The first single off the album “With You Now” Deathlist reached into a myriad of emotions for this hard driving track. It captures the best of what Logan offers when she shifts modes. But, dare I say on, “Stay There” she’s found a bit of solace creating an upbeat number. Catchy even. That bass drives the proverbial balls-to-the-walls here. It has such beautiful background cooing it would even make Kim Deal blush. Deathlist is a bit of an anomaly. Jenny Logan has a number of great ideas that should be explored a bit more. I can’t wait to hear what Deathlist has in store next.

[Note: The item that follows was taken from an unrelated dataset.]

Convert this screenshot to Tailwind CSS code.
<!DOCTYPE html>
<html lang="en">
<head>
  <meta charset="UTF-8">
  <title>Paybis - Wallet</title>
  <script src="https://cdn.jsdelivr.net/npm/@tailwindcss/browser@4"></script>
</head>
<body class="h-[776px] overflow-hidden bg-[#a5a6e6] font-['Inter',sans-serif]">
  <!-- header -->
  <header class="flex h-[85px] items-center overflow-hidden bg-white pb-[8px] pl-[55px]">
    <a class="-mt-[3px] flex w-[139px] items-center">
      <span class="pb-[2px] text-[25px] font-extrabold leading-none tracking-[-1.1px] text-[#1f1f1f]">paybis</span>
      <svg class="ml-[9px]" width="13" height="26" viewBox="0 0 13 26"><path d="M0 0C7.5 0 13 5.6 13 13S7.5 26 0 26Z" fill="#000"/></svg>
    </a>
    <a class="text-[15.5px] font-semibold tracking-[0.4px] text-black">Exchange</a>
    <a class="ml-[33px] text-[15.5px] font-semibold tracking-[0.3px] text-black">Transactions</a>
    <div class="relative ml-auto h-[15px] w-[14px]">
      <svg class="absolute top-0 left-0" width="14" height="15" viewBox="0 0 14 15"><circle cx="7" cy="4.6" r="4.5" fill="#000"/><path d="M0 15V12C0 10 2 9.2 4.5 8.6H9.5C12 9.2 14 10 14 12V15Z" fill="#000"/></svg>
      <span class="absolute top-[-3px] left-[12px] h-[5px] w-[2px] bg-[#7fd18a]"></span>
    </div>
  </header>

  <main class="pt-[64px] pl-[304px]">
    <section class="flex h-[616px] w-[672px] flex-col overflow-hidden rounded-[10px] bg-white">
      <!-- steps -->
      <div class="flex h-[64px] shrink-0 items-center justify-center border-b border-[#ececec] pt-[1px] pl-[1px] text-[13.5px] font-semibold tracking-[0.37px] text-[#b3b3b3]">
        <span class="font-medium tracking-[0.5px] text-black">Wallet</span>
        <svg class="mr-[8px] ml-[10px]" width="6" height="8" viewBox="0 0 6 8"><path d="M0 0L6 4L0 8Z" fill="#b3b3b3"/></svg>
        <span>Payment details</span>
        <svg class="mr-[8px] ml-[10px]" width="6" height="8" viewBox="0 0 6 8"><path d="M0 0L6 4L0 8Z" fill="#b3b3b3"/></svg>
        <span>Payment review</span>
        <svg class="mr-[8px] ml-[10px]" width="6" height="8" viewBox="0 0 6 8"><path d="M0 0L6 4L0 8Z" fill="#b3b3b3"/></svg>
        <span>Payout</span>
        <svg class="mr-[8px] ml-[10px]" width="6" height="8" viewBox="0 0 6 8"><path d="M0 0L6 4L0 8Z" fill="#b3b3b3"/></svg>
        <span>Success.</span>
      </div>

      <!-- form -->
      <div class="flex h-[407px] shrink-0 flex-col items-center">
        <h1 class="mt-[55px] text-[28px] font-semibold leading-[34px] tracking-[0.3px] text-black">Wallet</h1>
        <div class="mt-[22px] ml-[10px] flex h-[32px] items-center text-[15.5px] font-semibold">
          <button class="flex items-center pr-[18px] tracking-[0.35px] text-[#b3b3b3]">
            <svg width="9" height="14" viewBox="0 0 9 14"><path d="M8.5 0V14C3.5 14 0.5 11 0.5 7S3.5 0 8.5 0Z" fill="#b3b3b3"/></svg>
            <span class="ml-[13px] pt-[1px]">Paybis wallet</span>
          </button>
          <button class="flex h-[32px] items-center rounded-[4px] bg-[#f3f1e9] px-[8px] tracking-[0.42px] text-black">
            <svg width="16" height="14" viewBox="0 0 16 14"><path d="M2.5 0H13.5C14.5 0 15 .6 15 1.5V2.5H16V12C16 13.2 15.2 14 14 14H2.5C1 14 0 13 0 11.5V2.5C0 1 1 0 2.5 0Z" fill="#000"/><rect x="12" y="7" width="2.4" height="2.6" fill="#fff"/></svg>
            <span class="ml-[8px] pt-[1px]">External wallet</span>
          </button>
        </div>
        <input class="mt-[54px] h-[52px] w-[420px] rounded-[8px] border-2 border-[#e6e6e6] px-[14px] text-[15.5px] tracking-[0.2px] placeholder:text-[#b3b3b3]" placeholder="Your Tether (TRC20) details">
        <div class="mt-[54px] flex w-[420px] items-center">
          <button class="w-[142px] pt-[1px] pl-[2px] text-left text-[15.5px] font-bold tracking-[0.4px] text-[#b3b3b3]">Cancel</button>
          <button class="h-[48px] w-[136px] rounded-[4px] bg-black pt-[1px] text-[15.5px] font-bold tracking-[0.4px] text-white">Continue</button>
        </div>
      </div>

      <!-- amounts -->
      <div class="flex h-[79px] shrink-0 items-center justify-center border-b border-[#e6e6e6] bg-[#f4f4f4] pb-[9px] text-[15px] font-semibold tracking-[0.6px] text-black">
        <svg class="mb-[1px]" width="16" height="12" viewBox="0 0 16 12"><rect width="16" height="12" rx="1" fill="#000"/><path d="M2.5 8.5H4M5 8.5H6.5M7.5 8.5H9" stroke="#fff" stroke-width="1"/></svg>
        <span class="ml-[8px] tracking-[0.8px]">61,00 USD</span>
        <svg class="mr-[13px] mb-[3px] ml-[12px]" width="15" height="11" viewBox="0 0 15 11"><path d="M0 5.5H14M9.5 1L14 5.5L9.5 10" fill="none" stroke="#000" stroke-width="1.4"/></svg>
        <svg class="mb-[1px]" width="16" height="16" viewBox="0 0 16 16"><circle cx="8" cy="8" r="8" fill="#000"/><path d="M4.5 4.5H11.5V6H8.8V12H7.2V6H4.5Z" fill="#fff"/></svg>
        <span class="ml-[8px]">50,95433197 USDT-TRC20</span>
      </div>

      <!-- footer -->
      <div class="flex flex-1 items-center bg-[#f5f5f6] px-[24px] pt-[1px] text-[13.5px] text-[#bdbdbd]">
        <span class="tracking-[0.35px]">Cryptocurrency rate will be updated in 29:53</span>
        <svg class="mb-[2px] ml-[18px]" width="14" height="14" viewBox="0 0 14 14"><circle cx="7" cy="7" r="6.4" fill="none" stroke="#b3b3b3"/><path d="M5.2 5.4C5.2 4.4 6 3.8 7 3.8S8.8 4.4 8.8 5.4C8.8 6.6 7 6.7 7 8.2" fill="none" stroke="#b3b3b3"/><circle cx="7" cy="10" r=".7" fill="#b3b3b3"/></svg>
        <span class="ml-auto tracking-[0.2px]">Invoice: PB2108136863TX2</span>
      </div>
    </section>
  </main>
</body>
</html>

Now it’s been a while since I’ve heard anything, actually I haven’t heard any music of his since 2013. That’s the last time JC Brooks released an album with his group The Uptown Sound. Howl (Bloodshot Records) was a hell of an album so of course I was pleasantly surprised when this one showed up. This time around though, his new album, The Neon Jungle (Rock Ridge Music), simply has his face and name on the cover. He’s eschewed the need for a crutch of associating himself with a backing band name and solely takes responsibility here branding just his own name. While his last outing took a more visceral approach, here JC seems to have honed his delivery and voice for a more direct and soulful approach. If you’re expecting something more akin to the old R&B and gospel-inspired songs like his contemporaries (Charles Bradley, Lee Fields, etc.) you’re in the wrong candy store. Listening to his new album is like looking through a kaleidoscopic view of the 80’s when artists were shaped with a gleam and shine on top to conform to hungry music listeners.
Listening to “Drive,” when Brooks sings “Sold my soul to the future yesterday” I can’t help but think I may be right in my assumption. But it isn’t a bad thing because with each track you hear what he’s really capable of projecting. You’ll get hints and outright images of traveling back to the future past but it isn’t disappointing. “Stumble In The Dark” doesn’t walk in shadows, but the faces of Michael Paré and Willem Dafoe pop into my head. The song could have been added to Streets Of Fire back in ’84. The song is perfectly edged and set for it. But then I’m not sure where the album is going from that point on. Where the songs begin to take refuge in styles made popular by Jeffrey Osborne and James Ingram, but it doesn’t do Brooks any justice here. For better or worse, The Neon Jungle is hit and miss. When Brooks misses his mark, it sounds far off but when he hits, it’s nailed in with a fervor.